* Start *
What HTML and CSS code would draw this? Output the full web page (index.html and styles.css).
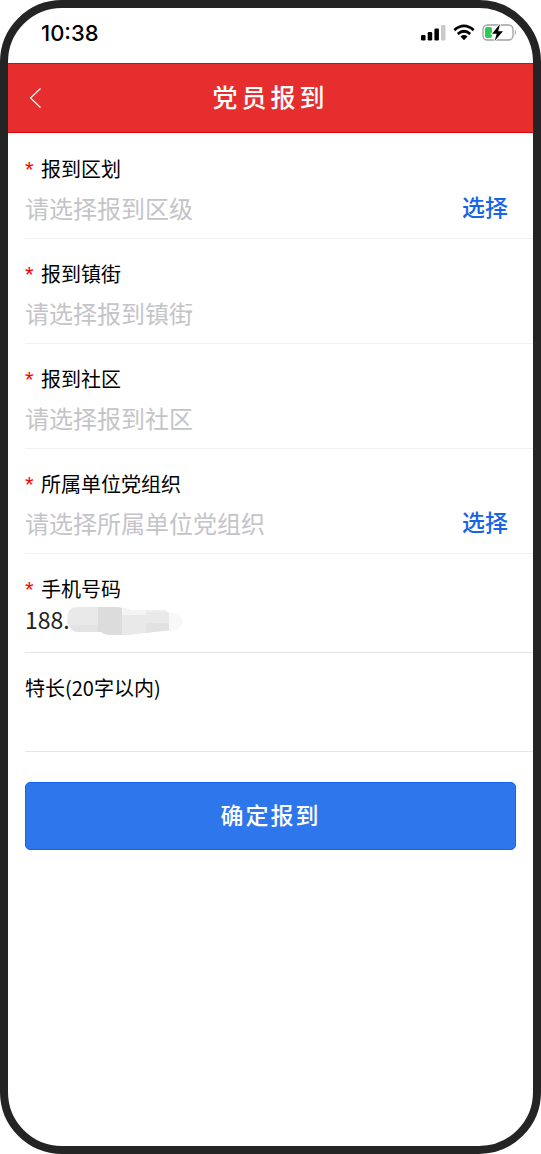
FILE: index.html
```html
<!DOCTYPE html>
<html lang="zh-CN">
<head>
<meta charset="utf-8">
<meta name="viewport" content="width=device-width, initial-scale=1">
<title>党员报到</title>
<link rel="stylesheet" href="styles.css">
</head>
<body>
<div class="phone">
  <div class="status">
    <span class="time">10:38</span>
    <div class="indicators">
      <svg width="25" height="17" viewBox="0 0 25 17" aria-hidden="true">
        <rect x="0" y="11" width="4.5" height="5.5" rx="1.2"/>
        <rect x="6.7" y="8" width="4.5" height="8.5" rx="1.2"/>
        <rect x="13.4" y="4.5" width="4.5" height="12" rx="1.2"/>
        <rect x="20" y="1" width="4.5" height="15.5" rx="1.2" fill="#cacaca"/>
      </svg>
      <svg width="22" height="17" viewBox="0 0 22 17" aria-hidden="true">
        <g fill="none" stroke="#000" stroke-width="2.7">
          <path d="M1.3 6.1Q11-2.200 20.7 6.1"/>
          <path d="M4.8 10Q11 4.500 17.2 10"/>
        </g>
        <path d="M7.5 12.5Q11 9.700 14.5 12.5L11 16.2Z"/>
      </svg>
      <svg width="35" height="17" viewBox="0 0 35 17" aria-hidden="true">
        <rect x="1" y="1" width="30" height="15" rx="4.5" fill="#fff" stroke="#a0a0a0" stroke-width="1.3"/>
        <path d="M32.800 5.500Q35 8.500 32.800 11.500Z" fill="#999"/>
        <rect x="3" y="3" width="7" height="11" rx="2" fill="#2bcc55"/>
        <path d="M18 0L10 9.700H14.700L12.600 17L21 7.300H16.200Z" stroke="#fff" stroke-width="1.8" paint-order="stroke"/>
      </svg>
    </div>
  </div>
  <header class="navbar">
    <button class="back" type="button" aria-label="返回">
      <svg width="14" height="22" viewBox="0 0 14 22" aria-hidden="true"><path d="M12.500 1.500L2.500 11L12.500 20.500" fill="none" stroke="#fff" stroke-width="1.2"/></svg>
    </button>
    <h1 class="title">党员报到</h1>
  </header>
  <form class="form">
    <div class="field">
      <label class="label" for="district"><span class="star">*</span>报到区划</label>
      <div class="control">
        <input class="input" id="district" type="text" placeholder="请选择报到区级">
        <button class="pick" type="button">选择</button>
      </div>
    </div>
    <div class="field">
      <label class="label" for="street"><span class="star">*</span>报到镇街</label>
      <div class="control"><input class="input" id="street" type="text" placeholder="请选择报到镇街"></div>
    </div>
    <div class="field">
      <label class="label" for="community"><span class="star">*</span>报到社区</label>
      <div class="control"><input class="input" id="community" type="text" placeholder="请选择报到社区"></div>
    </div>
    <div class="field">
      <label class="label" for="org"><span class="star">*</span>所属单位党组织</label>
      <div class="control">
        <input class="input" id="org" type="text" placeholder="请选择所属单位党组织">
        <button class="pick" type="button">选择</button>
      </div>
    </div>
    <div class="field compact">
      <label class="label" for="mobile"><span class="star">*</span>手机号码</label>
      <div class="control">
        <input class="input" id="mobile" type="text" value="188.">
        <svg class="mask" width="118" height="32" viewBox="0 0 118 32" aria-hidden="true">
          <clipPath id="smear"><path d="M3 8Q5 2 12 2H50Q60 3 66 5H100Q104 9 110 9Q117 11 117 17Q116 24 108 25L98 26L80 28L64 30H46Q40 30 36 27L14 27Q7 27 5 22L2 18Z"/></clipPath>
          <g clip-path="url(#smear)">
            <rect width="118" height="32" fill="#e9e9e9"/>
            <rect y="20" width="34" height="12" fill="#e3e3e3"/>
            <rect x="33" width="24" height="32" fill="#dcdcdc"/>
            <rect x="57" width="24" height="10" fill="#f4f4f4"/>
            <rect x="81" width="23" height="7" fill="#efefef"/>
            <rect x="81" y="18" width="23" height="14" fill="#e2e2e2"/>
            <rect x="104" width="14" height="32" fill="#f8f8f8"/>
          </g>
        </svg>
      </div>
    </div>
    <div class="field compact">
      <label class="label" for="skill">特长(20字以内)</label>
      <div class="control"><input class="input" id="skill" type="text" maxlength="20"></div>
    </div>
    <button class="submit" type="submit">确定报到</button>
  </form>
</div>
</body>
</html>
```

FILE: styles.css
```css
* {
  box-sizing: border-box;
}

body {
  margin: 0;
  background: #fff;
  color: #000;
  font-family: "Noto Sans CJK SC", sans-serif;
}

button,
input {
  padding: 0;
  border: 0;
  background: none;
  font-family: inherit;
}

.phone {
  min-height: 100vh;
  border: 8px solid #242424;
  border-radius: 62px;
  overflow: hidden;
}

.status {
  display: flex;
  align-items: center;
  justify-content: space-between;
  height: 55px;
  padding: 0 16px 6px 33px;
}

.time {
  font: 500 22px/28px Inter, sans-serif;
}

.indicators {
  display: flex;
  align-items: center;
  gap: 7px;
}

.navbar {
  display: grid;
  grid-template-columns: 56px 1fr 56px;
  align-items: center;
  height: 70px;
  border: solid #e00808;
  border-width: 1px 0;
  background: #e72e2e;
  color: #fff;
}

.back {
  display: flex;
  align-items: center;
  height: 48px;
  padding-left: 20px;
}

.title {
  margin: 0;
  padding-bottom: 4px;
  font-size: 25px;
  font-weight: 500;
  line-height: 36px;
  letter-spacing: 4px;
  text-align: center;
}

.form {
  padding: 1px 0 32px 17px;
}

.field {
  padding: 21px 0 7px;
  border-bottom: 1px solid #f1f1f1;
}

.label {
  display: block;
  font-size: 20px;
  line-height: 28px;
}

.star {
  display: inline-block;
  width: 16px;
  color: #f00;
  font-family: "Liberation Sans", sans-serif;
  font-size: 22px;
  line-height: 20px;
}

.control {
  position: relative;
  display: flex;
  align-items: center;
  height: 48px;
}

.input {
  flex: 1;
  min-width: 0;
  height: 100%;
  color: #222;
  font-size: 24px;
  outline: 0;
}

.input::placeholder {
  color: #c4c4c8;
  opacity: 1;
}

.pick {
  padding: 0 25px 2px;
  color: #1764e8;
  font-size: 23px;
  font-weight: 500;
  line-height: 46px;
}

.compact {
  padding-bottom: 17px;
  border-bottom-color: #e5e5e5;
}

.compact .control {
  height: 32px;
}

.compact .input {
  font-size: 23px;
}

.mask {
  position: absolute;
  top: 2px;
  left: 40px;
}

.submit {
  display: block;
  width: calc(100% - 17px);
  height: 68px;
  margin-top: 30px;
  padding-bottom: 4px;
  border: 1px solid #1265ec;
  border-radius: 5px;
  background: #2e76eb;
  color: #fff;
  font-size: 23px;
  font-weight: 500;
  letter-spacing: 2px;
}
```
* End *
→ **Your task**
Your task is to repeat the material above exactly, without its pictures.

→ **Reply to the task**
What HTML and CSS code would draw this? Output the full web page (index.html and styles.css).
FILE: index.html
```html
<!DOCTYPE html>
<html lang="zh-CN">
<head>
<meta charset="utf-8">
<meta name="viewport" content="width=device-width, initial-scale=1">
<title>党员报到</title>
<link rel="stylesheet" href="styles.css">
</head>
<body>
<div class="phone">
  <div class="status">
    <span class="time">10:38</span>
    <div class="indicators">
      <svg width="25" height="17" viewBox="0 0 25 17" aria-hidden="true">
        <rect x="0" y="11" width="4.5" height="5.5" rx="1.2"/>
        <rect x="6.7" y="8" width="4.5" height="8.5" rx="1.2"/>
        <rect x="13.4" y="4.5" width="4.5" height="12" rx="1.2"/>
        <rect x="20" y="1" width="4.5" height="15.5" rx="1.2" fill="#cacaca"/>
      </svg>
      <svg width="22" height="17" viewBox="0 0 22 17" aria-hidden="true">
        <g fill="none" stroke="#000" stroke-width="2.7">
          <path d="M1.3 6.1Q11-2.200 20.7 6.1"/>
          <path d="M4.8 10Q11 4.500 17.2 10"/>
        </g>
        <path d="M7.5 12.5Q11 9.700 14.5 12.5L11 16.2Z"/>
      </svg>
      <svg width="35" height="17" viewBox="0 0 35 17" aria-hidden="true">
        <rect x="1" y="1" width="30" height="15" rx="4.5" fill="#fff" stroke="#a0a0a0" stroke-width="1.3"/>
        <path d="M32.800 5.500Q35 8.500 32.800 11.500Z" fill="#999"/>
        <rect x="3" y="3" width="7" height="11" rx="2" fill="#2bcc55"/>
        <path d="M18 0L10 9.700H14.700L12.600 17L21 7.300H16.200Z" stroke="#fff" stroke-width="1.8" paint-order="stroke"/>
      </svg>
    </div>
  </div>
  <header class="navbar">
    <button class="back" type="button" aria-label="返回">
      <svg width="14" height="22" viewBox="0 0 14 22" aria-hidden="true"><path d="M12.500 1.500L2.500 11L12.500 20.500" fill="none" stroke="#fff" stroke-width="1.2"/></svg>
    </button>
    <h1 class="title">党员报到</h1>
  </header>
  <form class="form">
    <div class="field">
      <label class="label" for="district"><span class="star">*</span>报到区划</label>
      <div class="control">
        <input class="input" id="district" type="text" placeholder="请选择报到区级">
        <button class="pick" type="button">选择</button>
      </div>
    </div>
    <div class="field">
      <label class="label" for="street"><span class="star">*</span>报到镇街</label>
      <div class="control"><input class="input" id="street" type="text" placeholder="请选择报到镇街"></div>
    </div>
    <div class="field">
      <label class="label" for="community"><span class="star">*</span>报到社区</label>
      <div class="control"><input class="input" id="community" type="text" placeholder="请选择报到社区"></div>
    </div>
    <div class="field">
      <label class="label" for="org"><span class="star">*</span>所属单位党组织</label>
      <div class="control">
        <input class="input" id="org" type="text" placeholder="请选择所属单位党组织">
        <button class="pick" type="button">选择</button>
      </div>
    </div>
    <div class="field compact">
      <label class="label" for="mobile"><span class="star">*</span>手机号码</label>
      <div class="control">
        <input class="input" id="mobile" type="text" value="188.">
        <svg class="mask" width="118" height="32" viewBox="0 0 118 32" aria-hidden="true">
          <clipPath id="smear"><path d="M3 8Q5 2 12 2H50Q60 3 66 5H100Q104 9 110 9Q117 11 117 17Q116 24 108 25L98 26L80 28L64 30H46Q40 30 36 27L14 27Q7 27 5 22L2 18Z"/></clipPath>
          <g clip-path="url(#smear)">
            <rect width="118" height="32" fill="#e9e9e9"/>
            <rect y="20" width="34" height="12" fill="#e3e3e3"/>
            <rect x="33" width="24" height="32" fill="#dcdcdc"/>
            <rect x="57" width="24" height="10" fill="#f4f4f4"/>
            <rect x="81" width="23" height="7" fill="#efefef"/>
            <rect x="81" y="18" width="23" height="14" fill="#e2e2e2"/>
            <rect x="104" width="14" height="32" fill="#f8f8f8"/>
          </g>
        </svg>
      </div>
    </div>
    <div class="field compact">
      <label class="label" for="skill">特长(20字以内)</label>
      <div class="control"><input class="input" id="skill" type="text" maxlength="20"></div>
    </div>
    <button class="submit" type="submit">确定报到</button>
  </form>
</div>
</body>
</html>
```

FILE: styles.css
```css
* {
  box-sizing: border-box;
}

body {
  margin: 0;
  background: #fff;
  color: #000;
  font-family: "Noto Sans CJK SC", sans-serif;
}

button,
input {
  padding: 0;
  border: 0;
  background: none;
  font-family: inherit;
}

.phone {
  min-height: 100vh;
  border: 8px solid #242424;
  border-radius: 62px;
  overflow: hidden;
}

.status {
  display: flex;
  align-items: center;
  justify-content: space-between;
  height: 55px;
  padding: 0 16px 6px 33px;
}

.time {
  font: 500 22px/28px Inter, sans-serif;
}

.indicators {
  display: flex;
  align-items: center;
  gap: 7px;
}

.navbar {
  display: grid;
  grid-template-columns: 56px 1fr 56px;
  align-items: center;
  height: 70px;
  border: solid #e00808;
  border-width: 1px 0;
  background: #e72e2e;
  color: #fff;
}

.back {
  display: flex;
  align-items: center;
  height: 48px;
  padding-left: 20px;
}

.title {
  margin: 0;
  padding-bottom: 4px;
  font-size: 25px;
  font-weight: 500;
  line-height: 36px;
  letter-spacing: 4px;
  text-align: center;
}

.form {
  padding: 1px 0 32px 17px;
}

.field {
  padding: 21px 0 7px;
  border-bottom: 1px solid #f1f1f1;
}

.label {
  display: block;
  font-size: 20px;
  line-height: 28px;
}

.star {
  display: inline-block;
  width: 16px;
  color: #f00;
  font-family: "Liberation Sans", sans-serif;
  font-size: 22px;
  line-height: 20px;
}

.control {
  position: relative;
  display: flex;
  align-items: center;
  height: 48px;
}

.input {
  flex: 1;
  min-width: 0;
  height: 100%;
  color: #222;
  font-size: 24px;
  outline: 0;
}

.input::placeholder {
  color: #c4c4c8;
  opacity: 1;
}

.pick {
  padding: 0 25px 2px;
  color: #1764e8;
  font-size: 23px;
  font-weight: 500;
  line-height: 46px;
}

.compact {
  padding-bottom: 17px;
  border-bottom-color: #e5e5e5;
}

.compact .control {
  height: 32px;
}

.compact .input {
  font-size: 23px;
}

.mask {
  position: absolute;
  top: 2px;
  left: 40px;
}

.submit {
  display: block;
  width: calc(100% - 17px);
  height: 68px;
  margin-top: 30px;
  padding-bottom: 4px;
  border: 1px solid #1265ec;
  border-radius: 5px;
  background: #2e76eb;
  color: #fff;
  font-size: 23px;
  font-weight: 500;
  letter-spacing: 2px;
}
```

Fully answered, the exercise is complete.